The reports follow on the federal government’s refusal to consider key recommendations of the Brennan committee that investigated human rights in Australia and reported to the Federal Attorney General last September. The committee found widespread support in the community for a Human Rights Act but the federal government was having none of that. Its plans were clearly headed in the opposite direction.

The Sydney Morning Herald went public last week with reports from intelligence sources that ASIO officers would soon be able to carry weapons for “self-defence”. There was no evidence given that intelligence officers need protection from the public. On the contrary, there is mounting evidence that the public needs protection from ASIO.

The Law Council of Australia recently wrote to the Attorney General asking that the spy agency be reined in with regard to its investigations. The Council claims ASIO misleads the individuals it interviews into believing they have fewer rights to legal representation and to refrain from answering questions than they actually have under current legislation. In the case of “terror suspect” Izhar ul-Huque in 2003, Justice Adams noted that the agency had been deceptive, intimidating and engaged in a “gross breach of powers”.

ASIS lost its gun licence in 1983 when officers terrorised guests at the Sheraton Hotel in Melbourne during a mock surveillance and hostage rescue exercise.

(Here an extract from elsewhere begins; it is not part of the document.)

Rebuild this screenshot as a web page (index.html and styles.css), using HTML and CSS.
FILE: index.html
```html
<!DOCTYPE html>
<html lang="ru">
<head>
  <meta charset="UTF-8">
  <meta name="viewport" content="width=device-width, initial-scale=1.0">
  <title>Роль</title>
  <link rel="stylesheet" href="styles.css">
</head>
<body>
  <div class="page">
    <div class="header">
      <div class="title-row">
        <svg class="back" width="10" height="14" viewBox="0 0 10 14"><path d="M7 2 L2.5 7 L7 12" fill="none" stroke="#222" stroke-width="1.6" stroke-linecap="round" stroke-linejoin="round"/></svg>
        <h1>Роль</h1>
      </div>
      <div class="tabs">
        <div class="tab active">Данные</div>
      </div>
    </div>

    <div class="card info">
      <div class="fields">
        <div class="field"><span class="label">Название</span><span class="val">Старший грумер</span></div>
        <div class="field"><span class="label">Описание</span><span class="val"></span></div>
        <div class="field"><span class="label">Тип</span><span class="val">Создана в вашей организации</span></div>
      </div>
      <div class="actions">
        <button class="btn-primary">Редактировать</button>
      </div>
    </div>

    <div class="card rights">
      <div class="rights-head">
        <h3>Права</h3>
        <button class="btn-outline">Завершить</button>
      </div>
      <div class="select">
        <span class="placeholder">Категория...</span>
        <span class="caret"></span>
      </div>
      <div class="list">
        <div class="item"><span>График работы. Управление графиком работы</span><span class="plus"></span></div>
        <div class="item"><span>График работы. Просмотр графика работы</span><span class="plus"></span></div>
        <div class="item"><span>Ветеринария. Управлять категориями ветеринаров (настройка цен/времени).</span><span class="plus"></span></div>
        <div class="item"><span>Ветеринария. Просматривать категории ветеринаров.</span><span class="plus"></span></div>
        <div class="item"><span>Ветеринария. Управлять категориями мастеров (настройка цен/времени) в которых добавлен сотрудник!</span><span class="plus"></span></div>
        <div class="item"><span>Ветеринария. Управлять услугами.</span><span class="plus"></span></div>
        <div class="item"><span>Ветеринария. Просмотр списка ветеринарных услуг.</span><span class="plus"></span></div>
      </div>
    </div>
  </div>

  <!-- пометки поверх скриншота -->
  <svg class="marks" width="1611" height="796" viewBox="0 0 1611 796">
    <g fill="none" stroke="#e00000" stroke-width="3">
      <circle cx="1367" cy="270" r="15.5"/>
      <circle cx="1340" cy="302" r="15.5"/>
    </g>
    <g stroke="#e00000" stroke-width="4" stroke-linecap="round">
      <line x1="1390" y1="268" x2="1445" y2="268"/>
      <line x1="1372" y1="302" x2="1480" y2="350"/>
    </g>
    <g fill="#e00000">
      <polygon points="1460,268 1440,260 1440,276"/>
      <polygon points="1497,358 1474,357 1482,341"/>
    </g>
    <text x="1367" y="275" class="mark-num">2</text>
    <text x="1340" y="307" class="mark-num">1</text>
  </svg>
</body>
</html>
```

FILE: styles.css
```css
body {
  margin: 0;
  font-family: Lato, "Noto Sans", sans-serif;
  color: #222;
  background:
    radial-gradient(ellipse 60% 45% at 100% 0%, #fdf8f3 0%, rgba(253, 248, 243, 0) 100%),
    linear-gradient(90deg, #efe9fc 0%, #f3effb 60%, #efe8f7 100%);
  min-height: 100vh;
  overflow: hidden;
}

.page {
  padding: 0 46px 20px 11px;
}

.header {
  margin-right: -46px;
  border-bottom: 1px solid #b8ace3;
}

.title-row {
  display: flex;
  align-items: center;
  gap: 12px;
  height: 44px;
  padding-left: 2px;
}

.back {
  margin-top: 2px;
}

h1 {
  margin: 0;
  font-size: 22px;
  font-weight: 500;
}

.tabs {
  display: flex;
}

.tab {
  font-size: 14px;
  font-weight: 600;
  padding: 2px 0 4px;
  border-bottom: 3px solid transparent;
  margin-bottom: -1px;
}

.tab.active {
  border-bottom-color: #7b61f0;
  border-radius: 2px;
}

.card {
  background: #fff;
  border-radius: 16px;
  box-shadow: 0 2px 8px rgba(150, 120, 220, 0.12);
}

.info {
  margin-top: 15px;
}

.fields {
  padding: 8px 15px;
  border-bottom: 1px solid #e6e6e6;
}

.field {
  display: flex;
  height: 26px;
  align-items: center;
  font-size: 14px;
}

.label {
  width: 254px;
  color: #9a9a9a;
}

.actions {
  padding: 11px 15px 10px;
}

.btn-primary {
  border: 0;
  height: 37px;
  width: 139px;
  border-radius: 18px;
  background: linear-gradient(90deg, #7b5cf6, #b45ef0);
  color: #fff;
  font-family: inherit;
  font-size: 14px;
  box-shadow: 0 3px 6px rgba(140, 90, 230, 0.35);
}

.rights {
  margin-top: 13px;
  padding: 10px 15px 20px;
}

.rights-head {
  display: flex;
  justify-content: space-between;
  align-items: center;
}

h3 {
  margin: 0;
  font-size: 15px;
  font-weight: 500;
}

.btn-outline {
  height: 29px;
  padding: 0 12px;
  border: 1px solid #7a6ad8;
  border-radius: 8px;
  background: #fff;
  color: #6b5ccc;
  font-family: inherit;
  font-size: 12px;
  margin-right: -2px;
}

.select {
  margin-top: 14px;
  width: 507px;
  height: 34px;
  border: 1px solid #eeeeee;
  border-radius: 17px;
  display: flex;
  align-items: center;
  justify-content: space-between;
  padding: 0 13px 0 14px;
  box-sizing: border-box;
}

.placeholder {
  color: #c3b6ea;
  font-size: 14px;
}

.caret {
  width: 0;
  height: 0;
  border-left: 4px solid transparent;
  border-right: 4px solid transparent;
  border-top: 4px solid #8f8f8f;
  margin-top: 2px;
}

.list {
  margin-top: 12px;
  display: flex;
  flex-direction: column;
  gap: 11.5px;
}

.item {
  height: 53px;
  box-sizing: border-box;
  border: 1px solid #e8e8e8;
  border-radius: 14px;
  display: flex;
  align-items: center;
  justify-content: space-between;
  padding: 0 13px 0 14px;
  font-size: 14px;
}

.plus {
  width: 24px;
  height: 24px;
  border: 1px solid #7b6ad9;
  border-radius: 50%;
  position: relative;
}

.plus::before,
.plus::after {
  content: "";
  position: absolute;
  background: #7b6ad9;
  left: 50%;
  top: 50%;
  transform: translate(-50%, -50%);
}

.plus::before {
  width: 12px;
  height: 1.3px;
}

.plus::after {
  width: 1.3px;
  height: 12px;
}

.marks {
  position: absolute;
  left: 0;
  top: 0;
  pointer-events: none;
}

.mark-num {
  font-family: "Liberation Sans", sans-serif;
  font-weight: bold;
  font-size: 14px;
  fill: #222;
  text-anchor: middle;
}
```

Officers were allowed to carry weapons again in 2004 as a result of the Howard era spy agency power grab that followed 9/11 and the Bali bombings. The latest move would give the local MI6 and CIA equivalent the power to carry out paramilitary actions in other countries. The PM’s National Security Adviser, Duncan Lewis, is a former special forces commander. The move would worsen Australia’s reputation in the region for interference in the internal affairs of its neighbours and heighten tensions.

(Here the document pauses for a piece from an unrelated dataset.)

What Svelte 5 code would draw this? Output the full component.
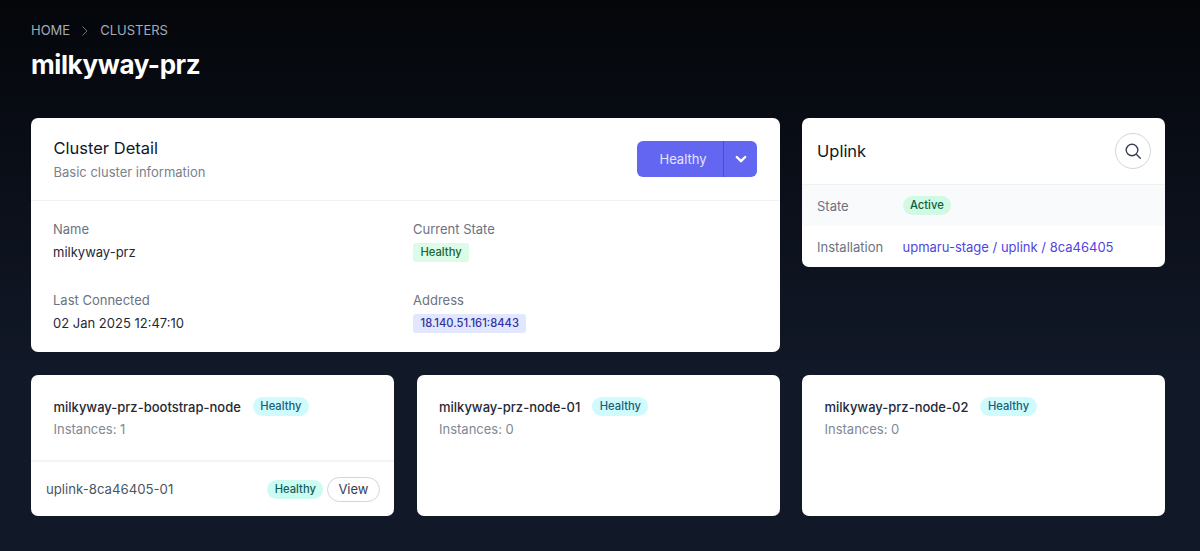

DSD is said to be getting a powers boost on top of its new $14 million Cyber Security Operations Centre in Canberra. The military agency will be able to perform domestic wiretaps upon request from ASIO or ASIS. All that would be required would be a warrant from an obliging judge. The powers are to be granted in response to a claimed increase in terror threats and cyber attacks. Much is being made of allegations that Australian mining companies’ computers have been subjected to cyber attacks launched from China. In the meantime, the only proven spying charges affecting the mining industry have been those against Australian businessman Stern Hu who was convicted in March of receiving bribes and stealing commercial secrets from China.

Proposed new criminal charges directed against people smuggling have been described as “mind-blowing” by Mary Crock, professor of public law at Sydney University. “These laws capture innocent people who may be operating under perfectly good and humanitarian reasons,” she told the Herald. The law would turn anyone sending money overseas that might eventually be used to pay a people smuggler into a criminal. Australians who assist asylum seekers escape danger and who unwittingly might be helping to engage people smugglers could be jailed for up to 10 years. A pilot who knowingly flies foreigners carrying false documents to Australia would also become a criminal. So would a ship’s captain who rescues asylum seekers on the high seas and brings them to Australia. Arne Rinnan, the captain of the Tampa, would have been caught in this legislative net.

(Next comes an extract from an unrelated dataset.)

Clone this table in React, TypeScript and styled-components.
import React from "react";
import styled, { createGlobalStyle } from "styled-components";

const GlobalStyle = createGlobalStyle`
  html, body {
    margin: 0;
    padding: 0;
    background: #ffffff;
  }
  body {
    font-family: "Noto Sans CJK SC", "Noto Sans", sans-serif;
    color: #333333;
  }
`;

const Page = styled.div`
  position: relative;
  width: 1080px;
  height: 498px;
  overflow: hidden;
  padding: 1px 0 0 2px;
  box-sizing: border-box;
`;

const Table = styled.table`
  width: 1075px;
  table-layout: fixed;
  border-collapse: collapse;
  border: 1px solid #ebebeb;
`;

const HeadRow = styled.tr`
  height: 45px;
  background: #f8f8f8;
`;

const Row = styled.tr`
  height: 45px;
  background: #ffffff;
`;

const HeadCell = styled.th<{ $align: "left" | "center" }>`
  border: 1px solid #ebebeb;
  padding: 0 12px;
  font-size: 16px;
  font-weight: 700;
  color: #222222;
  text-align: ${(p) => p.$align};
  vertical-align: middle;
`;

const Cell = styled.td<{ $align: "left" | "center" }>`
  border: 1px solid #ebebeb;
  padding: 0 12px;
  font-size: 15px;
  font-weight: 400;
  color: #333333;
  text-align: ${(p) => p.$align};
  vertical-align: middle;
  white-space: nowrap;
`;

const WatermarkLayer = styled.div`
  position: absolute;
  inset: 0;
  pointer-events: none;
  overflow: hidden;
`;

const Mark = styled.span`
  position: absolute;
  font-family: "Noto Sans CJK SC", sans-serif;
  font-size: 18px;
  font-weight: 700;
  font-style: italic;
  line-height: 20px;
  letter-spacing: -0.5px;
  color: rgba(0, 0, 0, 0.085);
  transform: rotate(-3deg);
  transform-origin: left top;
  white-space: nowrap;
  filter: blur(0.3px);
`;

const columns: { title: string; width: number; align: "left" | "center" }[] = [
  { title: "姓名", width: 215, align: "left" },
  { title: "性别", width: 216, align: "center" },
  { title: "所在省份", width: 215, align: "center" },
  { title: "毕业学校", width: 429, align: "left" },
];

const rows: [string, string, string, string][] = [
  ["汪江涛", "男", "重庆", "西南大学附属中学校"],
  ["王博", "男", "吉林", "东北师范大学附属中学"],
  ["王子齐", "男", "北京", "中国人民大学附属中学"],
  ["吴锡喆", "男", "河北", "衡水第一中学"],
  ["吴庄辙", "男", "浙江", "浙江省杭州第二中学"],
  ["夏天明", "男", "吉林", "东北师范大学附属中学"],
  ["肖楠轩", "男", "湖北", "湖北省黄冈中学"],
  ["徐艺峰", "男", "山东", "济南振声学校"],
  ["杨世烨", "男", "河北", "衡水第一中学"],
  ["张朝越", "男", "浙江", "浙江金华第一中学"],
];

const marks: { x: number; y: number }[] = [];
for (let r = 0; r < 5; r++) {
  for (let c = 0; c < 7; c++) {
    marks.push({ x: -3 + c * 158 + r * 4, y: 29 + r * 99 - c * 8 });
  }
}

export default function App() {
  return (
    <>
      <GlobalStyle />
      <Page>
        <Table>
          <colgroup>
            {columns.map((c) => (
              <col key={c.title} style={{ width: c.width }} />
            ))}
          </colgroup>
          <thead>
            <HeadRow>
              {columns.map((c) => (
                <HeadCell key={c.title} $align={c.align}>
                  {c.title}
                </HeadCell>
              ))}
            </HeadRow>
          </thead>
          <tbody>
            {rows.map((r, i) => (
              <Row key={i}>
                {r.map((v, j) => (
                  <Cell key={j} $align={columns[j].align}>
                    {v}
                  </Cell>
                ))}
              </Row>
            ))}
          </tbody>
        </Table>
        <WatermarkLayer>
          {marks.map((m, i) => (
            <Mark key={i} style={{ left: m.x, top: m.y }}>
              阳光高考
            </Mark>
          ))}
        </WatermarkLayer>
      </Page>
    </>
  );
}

People are fighting back against the persistent attacks on their democratic rights by the federal and state governments. Adelaide construction worker Ark Tribe is willing to go to jail and incur a hefty fine rather than submit to an interrogation by the construction industry’s secret police, the ABCC.

His matter comes before the Magistrates’ Court in Adelaide on June 15. Opponents of the anti-democratic push are having some victories. Key elements of South Australia’s “anti-bikie” legislation that eroded freedom of association were struck down by the SA Supreme Court last September. The Rann government is appealing that ruling in the High Court. Defenders of civil liberties are now pressing for a state-based human rights act in the absence of a national one. The fight to defend democratic rights must be stepped up in response to the Australian governments’ incessant power grab.